A cientista política Daniela Melo, da Universidade de Boston, compartilha a mesma ideia. "Ser de esquerda e ter uma arma não é o que choca os americanos", avalia. "O porte de armas é algo muito comum nos Estados Unidos, e quando Kamala faz essas declarações, ela está apenas sinalizando que não vai iniciar uma guerra à Segunda Emenda, mas que vai tentar apenas atenuar as piores políticas sobre essa questão", reitera.
Segundo Purdy, o debate sobre o porte de armas é apenas a ponta do iceberg de um contexto muito grave, envolvendo violência, desigualdade social e racismo, além da controversa política externa dos governos. "Ao mesmo tempo em que se debate a regulamentação de armamentos, o governo Biden envia US$ 18 bilhões para o apoio militar de Israel", pontua.
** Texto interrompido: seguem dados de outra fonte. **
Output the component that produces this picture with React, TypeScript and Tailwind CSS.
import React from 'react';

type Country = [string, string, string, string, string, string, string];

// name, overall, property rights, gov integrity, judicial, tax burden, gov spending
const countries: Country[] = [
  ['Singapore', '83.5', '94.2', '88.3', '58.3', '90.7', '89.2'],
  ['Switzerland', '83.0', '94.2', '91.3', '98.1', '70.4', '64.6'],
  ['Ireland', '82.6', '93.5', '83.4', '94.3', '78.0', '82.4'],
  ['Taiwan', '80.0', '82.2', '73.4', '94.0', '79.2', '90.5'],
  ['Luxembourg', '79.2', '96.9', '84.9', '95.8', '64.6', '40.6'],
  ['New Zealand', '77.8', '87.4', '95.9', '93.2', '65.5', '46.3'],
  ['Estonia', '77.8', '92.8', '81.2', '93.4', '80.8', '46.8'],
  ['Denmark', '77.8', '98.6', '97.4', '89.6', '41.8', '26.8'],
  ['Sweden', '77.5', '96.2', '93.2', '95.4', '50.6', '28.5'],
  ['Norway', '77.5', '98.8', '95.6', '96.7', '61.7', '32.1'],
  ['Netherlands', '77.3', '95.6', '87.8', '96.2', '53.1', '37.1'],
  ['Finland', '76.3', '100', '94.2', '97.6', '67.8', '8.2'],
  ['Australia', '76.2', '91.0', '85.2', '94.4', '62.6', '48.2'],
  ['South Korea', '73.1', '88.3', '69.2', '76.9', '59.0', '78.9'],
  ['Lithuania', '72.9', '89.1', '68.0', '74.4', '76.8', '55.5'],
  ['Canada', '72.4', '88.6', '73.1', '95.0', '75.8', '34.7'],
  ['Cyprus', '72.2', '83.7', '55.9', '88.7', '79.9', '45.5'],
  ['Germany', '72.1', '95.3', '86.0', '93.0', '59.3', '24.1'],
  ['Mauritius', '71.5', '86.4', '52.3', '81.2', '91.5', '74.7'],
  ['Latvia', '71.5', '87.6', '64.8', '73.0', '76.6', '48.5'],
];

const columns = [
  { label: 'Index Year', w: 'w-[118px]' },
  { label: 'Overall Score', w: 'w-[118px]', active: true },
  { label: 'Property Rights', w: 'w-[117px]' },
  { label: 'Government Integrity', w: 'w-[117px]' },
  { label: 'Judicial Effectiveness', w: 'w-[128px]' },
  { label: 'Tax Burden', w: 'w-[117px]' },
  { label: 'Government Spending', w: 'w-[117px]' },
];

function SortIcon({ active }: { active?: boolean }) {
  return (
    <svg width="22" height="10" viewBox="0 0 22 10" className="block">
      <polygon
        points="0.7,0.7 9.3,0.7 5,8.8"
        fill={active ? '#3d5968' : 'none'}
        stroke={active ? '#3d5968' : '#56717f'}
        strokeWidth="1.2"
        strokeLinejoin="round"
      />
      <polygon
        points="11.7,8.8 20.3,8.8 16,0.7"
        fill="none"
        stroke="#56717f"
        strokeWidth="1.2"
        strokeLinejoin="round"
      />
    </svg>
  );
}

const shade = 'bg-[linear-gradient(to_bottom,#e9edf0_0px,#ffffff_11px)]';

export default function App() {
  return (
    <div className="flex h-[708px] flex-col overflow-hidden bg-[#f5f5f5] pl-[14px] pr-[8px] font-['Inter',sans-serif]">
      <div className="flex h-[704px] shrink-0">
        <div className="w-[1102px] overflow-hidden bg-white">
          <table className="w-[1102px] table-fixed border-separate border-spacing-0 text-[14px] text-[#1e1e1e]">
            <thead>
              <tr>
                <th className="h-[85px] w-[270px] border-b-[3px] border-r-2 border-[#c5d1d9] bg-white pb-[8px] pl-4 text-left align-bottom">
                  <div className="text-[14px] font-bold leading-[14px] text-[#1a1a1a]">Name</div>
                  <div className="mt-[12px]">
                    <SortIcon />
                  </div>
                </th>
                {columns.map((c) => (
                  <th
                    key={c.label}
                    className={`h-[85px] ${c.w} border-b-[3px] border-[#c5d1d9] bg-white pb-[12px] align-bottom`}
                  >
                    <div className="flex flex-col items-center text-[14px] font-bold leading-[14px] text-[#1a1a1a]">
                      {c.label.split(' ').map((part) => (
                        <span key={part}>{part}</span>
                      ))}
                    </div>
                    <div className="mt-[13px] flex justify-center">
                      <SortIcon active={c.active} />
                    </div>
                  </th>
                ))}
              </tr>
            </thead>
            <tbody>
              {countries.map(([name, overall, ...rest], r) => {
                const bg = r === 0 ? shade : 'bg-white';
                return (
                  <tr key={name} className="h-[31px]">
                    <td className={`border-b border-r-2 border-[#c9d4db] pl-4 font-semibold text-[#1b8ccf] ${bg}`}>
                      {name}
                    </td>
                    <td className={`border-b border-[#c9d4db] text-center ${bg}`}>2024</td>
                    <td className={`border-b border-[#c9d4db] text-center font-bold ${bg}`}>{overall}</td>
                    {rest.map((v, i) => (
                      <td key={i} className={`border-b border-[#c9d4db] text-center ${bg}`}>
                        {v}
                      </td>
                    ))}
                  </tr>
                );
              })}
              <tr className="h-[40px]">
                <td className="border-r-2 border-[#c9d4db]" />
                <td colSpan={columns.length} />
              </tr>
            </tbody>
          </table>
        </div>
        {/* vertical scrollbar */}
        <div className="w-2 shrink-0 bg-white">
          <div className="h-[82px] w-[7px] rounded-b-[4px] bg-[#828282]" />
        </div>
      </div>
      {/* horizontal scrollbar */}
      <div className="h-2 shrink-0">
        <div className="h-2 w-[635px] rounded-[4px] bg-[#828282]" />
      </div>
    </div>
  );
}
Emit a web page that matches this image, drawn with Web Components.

Armas ficaram de fora da campanha
A campanha para o pleito de 5 de novembro vem sendo dominada, até o momento, por outras questões de forte interesse do eleitorado americano, como imigração, direitos reprodutivos das mulheres, inflação e política externa. Essa diminuição do interesse da população pelo debate sobre o porte de armas pode ser um indício de uma mudança na sociedade, avalia Purdy.
"As estatísticas mostram que, proporcionalmente, os americanos vêm adquirindo menos armas desde os anos 1970", indica. "No entanto, o que não mudou é a cultura de armas. Ainda vemos a sensacionalização da violência, a política externa é muito agressiva, então teremos que observar essa tendência a longo prazo", sublinha.
Já Daniela Melo observa que em algumas regiões do país, principalmente no Meio Oeste americano, a questão do porte de armas ainda é primordial. Por isso, nos chamados "Estados-pêndulos", sem inclinação partidária definida, a estratégia de Kamala de ratificar sua tolerância ao porte de armas para a defesa pessoal pode dar certo.
"Kamala pode ter chocado o mundo fora dos Estados Unidos, que viu uma candidata da esquerda falando abertamente e de forma tão descontraída sobre o seu próprio porte de armas. Mas, na verdade, ela falou como um americano médio. Eu não tenho visto nenhuma indicação que isso leva a uma perda de votos", conclui.